Fujifilm’s recent lack of major camera firmware updates has pundits speculating and aficionados fearing the company has abandoned its ‘Kaizen’ reputation, while Canon and Nikon have by contrast embraced this approach.
Fujifilm built a solid reputation for its X series cameras by working on a few favourable points of difference from other camera brands. This includes the retro-style lightweight body and ergonomics, petite size, quirks like film simulation modes, and providing top firmware updates to add new functions and features. Heck, some people even love the APS-C format.
These factors, along with others, has won Fujifilm a legion of fans. Especially those major firmware updates, often cited as making Fujifilm stand out from the crowd, as the new software adds features other camera manufacturers would reserve for next-gen models.
Fujifilm’s reputation was built prior to the mirrorless full-frame race when, given no one is making ’em anymore, DSLR technology reached maturity. At this time Canon was frustratingly stagnating by announcing tepid upgrades to entry-level DSLRs. Fujifilm firmware upgrades, on the other hand, improved the X100’s AE and AF performance, added 4K video to the X-Pro2, and 120fps to the X-T2 – to name just a few.

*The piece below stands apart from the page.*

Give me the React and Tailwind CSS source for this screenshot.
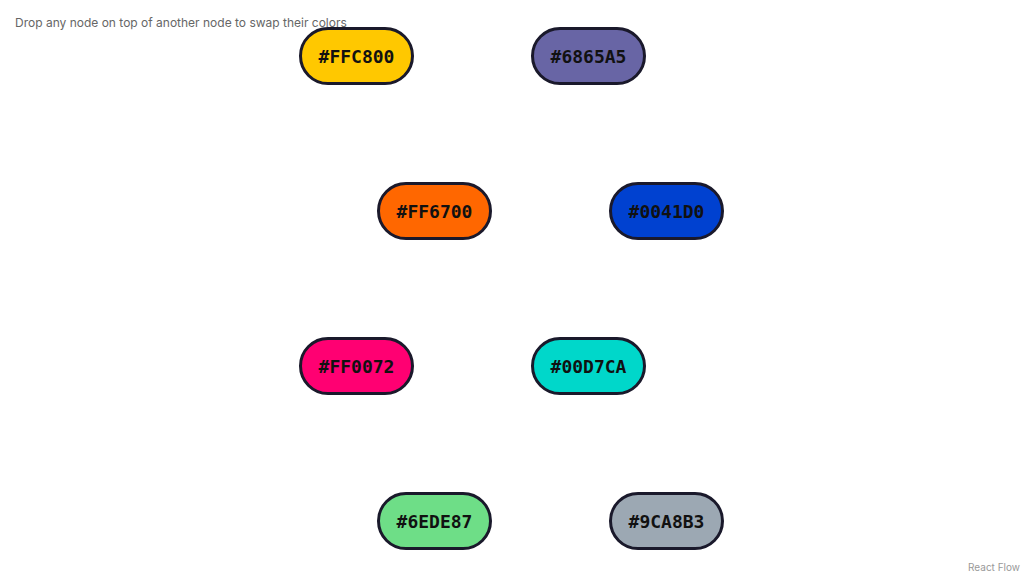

Fujifilm was described as adopting the Japanese ‘Kaizen’ approach. Kaizen is a Japanese business philosophy focusing on gradual, continuous improvements to produce a better work environment. It was adopted to explain Fujifilm’s free ‘gradual continuous improvements’ via firmware upgrades to produce better cameras in the same body.
But since about 2019, there has been speculation Fujifilm has abandoned Kaizen. New Fujifilm cameras rarely cop the groundbreaking updates that users have come to expect.
A rather light-hearted five-minute DPReview video from January 2020 points out that while Fujifilm has issued minor upgrades via firmware, there has been no new major feature to new and legacy cameras. According to the lads at DPReview, Fujifilm claims it’s cautious about not overloading the camera processor with new updates.
‘It sounds like Fuji is losing their way a little bit,’ said DPReview TV co-host, Jordan Drake. ‘It almost feels like there is that camera segmentation going on that we always complain about.’
‘You could certainly say they’re trying to protect sales on the X-Pro3 for a little bit longer, because right now it has those unique features,’ co-host, Chris Nichols, responds. ‘But at the same time, I really think should we be focussing on the fact that Fuji is doing something negative? They’re not really doing anything that the other manufacturers didn’t do for years. I think what’s more amazing about this year is everybody else [other camera manufacturers] stepped up their game in a huge way.’
‘Yeah, Fujifilm really inspired everyone else to do it,’ Jordan agreed.
Canon, routinely hammered for releasing ordinary upgrades to maximise sales, has taken the Kaizen baton from Fujifilm. Several R5 firmware upgrades have worked on improving the 8K overheating issue; the R3 frame rate increased to 195 fps from 30fps; while Nikon also upped the ante with new features such as Eye AF for the Z6 and Z7.
It seems the mirrorless full-frame race has kicked the relevant camera manufacturers into gear to issue beneficial firmware upgrades.
Meanwhile Paris-based wedding photographer, Alex-Michel Ngningha, recently published an article in The Phoblographer out of sheer frustration that his X-T4 hasn’t garnered a decent firmware upgrade.
‘I have to say I am not impressed. We have had one for improved compatibility with SDXC memory card format, one to fix Bluetooth pairing bugs, and one to add an “AUTO POWER OFF TEMP.” option in the “POWER MANAGEMENT” menu. It looks a lot more like fixing issues that should not have been there to begin with than giving anything extra to the user. A case can be made that those bodies already give us a lot for our money, but autofocus has been Fujifilm Achille’s heel for far too long, especially if compared to other offerings.’
His conclusion is that with the mirrorless full-frame revolution, Fujifilm has lost its size and weight advantage. So what’s left?
‘We want Fujifilm to be strong enough to bring meaningful tools that help materialise our creativity into the real world. If Kaizen is gone, one can wonder if they are still bringing enough to the table to entice people to jump in rather than out.’
Perhaps the Kaizen party is over at Fujifilm HQ.